Potential Buyers: How to Attract the Right Business Buyer
Aug 26, 2021
Selling your business can be a difficult decision, especially for small enterprises that may have served the community or been in the family for generations. You might be unsure of how to value your business and how to get buyers who are interested in purchasing your company. You may also wonder whether the future owner will honor your life’s work appropriately.
If you decide it’s time to step back from your role as a small business owner, finding the right business buyer can protect your legacy and prepare you for the next adventure ahead. If you’ve been searching the internet to learn “how to find a buyer for my business,” these steps can help you identify and attract prospects who may have an interest in buying your company.
How do you find buyers for your small business? Identifying the right prospect pool will depend on your industry. Focusing on one or more of these common markets often yields at least one appropriate business buyer:
- Industry contacts, including competitors at the local, regional, and national levels, vendors, suppliers, and clients
- Personal contacts, such as existing employees of the business, acquaintances, or family members
- Financial buyers who invest in small businesses to help them grow
- Strategic buyers who think your company can help them meet short-term or long-term business objectives
Consider potential purchasers for your business in each of these categories and eliminate those you don’t see as prospective buyers for a company like yours.
Now that you understand the supply of buyers for small businesses in your sector, consider their motivations. When looking at potential buyers, ask yourself, “Why do they want to invest in the industry? How does your company fit their needs?” According to Forbes, some of the most common motivations for making a small business purchase include expanding, scaling, pivoting, and growing an existing company. Buyers may also want to consolidate the market, get products into the marketplace faster, or react to industry disruption.
The National Federation of Independent Business reports that setting the right asking price for your business can facilitate finding buyers. If you haven’t had a valuation of the company in the past, consulting a qualified firm can inform a successful pitch. With this process, a professional will evaluate your company’s market demand, geographic location, industry trends, financial health, inventory, receivables, sales, debts, and liens to determine market position, opportunities, and threats.
Of course, your asking price is just one part of an effective small business sales pitch. You’ll need to create a comprehensive information packet that answers all your buyers’ questions. It should include:
- At least 3-4 years of tax returns and financial statements
- A complete accounting of inventory, equipment, and real estate holdings included with the business sale
- A detailed contact list for suppliers, vendors, and clients
- Real estate leases, business licenses, and other relevant legal paperwork
- Current operating procedures
- An exit strategy for the current leadership team (even if that only includes you)
Despite this long list of documents, your pitch should also include a summary that tells the story of your business. Humanize your company as you express to the buyer why the firm was started, what you do, why it matters, and what problems you solve.
Selling your small business requires a delicate balance of disclosure.

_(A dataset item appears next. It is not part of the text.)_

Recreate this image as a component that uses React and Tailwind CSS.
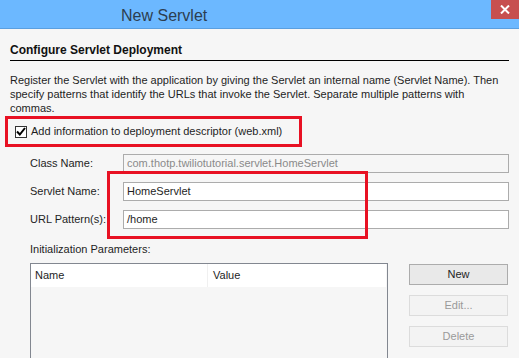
import React from "react";

const FONT = { fontFamily: '"Liberation Sans", Arial, sans-serif' };

function Field({ label, value, disabled }) {
  return (
    <div className="flex h-[19px] items-center">
      <div className="w-[93px] text-[11px] text-[#1e1e1e]">{label}</div>
      <div
        className={`flex h-[19px] flex-1 items-center border border-[#acacac] px-[3px] text-[11px] ${
          disabled ? "bg-[#f6f6f6] text-[#8a8a8a]" : "bg-white text-[#1e1e1e]"
        }`}
      >
        {value}
      </div>
    </div>
  );
}

function Button({ children, enabled }) {
  return (
    <div
      className={`flex h-[21px] w-[99px] items-center justify-center border text-[11px] ${
        enabled
          ? "border-[#acacac] bg-[#e9e9e9] text-[#1e1e1e]"
          : "border-[#dcdcdc] bg-[#f3f3f3] text-[#9a9a9a]"
      }`}
    >
      {children}
    </div>
  );
}

export default function App() {
  return (
    <div className="relative h-[358px] w-[519px] overflow-hidden bg-[#f6f6f6]" style={FONT}>
      <div className="flex h-[29px] items-start justify-between border-b border-[#5a9fe0] bg-[#6cb8ff]">
        <div className="pl-[121px] pt-[4px] text-[16px] text-[#2c3e50]">New Servlet</div>
        <div className="flex h-[19px] w-[28px] items-center justify-center bg-[#c75050]">
          <svg width="10" height="9" viewBox="0 0 10 9">
            <path d="M1 0.5 L9 8.5 M9 0.5 L1 8.5" stroke="white" strokeWidth="2" />
          </svg>
        </div>
      </div>

      <div className="px-[10px]">
        <div className="mt-[12px] w-[499px] border-b border-black pb-[1px] text-[12px] font-bold text-[#111]">
          Configure Servlet Deployment
        </div>
        <div className="mt-[12px] whitespace-nowrap text-[11px] leading-[14px] text-[#1e1e1e]">
          <div>Register the Servlet with the application by giving the Servlet an internal name (Servlet Name). Then</div>
          <div>specify patterns that identify the URLs that invoke the Servlet. Separate multiple patterns with</div>
          <div>commas.</div>
        </div>
      </div>

      <div className="ml-[5px] mt-[1px] flex h-[31px] w-[297px] items-center border-[3px] border-[#e81123] pl-[7px]">
        <div className="flex h-[12px] w-[12px] shrink-0 items-center justify-center border border-[#333] bg-white">
          <svg width="10" height="9" viewBox="0 0 10 9">
            <path d="M1 4.5 L3.8 7.5 L9 1" stroke="#000" strokeWidth="2" fill="none" />
          </svg>
        </div>
        <span className="ml-[4px] whitespace-nowrap text-[11px] text-[#1e1e1e]">
          Add information to deployment descriptor (web.xml)
        </span>
      </div>

      <div className="ml-[30px] mr-[10px] mt-[7px] flex flex-col gap-[9px]">
        <Field label="Class Name:" value="com.thotp.twiliotutorial.servlet.HomeServlet" disabled />
        <Field label="Servlet Name:" value="HomeServlet" />
        <Field label="URL Pattern(s):" value="/home" />
      </div>

      <div className="ml-[30px] mt-[12px] text-[11px] text-[#1e1e1e]">Initialization Parameters:</div>

      <div className="ml-[30px] mt-[5px] flex gap-[21px]">
        <div className="h-[120px] w-[358px] border border-[#828790] bg-[#f6f6f6]">
          <div className="flex h-[23px] w-[355px] bg-white text-[11px] text-[#1e1e1e]">
            <div className="flex w-[177px] items-center border-r border-[#f0f0f0] pl-[4px]">Name</div>
            <div className="flex flex-1 items-center pl-[5px]">Value</div>
          </div>
        </div>
        <div className="flex flex-col gap-[10px] pt-[1px]">
          <Button enabled>New</Button>
          <Button>Edit...</Button>
          <Button>Delete</Button>
        </div>
      </div>

      <div className="pointer-events-none absolute left-[107px] top-[171px] h-[68px] w-[261px] border-[3px] border-[#e81123]" />
    </div>
  );
}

You have to provide detailed financial and strategic information to entice potential buyers without risking the value of your company by exposing trade secrets. For this reason, you may choose to reach out personally to gauge the interest of your shortlist of prospects. Forbes recommends in-person networking, phone calls, email, or direct messaging through social sites as a place to begin.
If you plan to partner with a broker or investment firm, they can approach potential buyers on your behalf to maintain confidentiality. They can also cast a wider net by advertising the business for sale anonymously on public sources and among their own contacts. This process saves time by screening potential buyers for true interest before beginning negotiations.
When you connect with an interested buyer, the process must involve due diligence on both sides. Meet with serious prospects regularly to develop a trust-based relationship. Take this time to evaluate how well each prospect will uphold the mission and vision of your company. For example, you may prioritize a buyer who plans to emphasize growth, keep your employees, or maintain an original location.
At the same time, prepare to provide transparent answers to all the potential buyer’s questions. As you look for buyers, you may want to have prospects sign non-disclosure agreements (NDAs). These legal documents are especially important to protect sensitive information in negotiations involving competitors.
According to SCORE, the nonprofit arm of the U.S. Small Business Administration, the decision and process of purchasing a small business can take up to two years. Stick with two to three potential buyers and reach out frequently to provide information and ask for status updates.
Many small business owners take up to a year to prepare for a successful sale of the company before they even begin the process of looking for buyers. With these strategies, you can use that time wisely and build a base of potential buyers to achieve the best possible outcome. Engaging in professional partnerships with seasoned business investors can also help you find buyers for your business.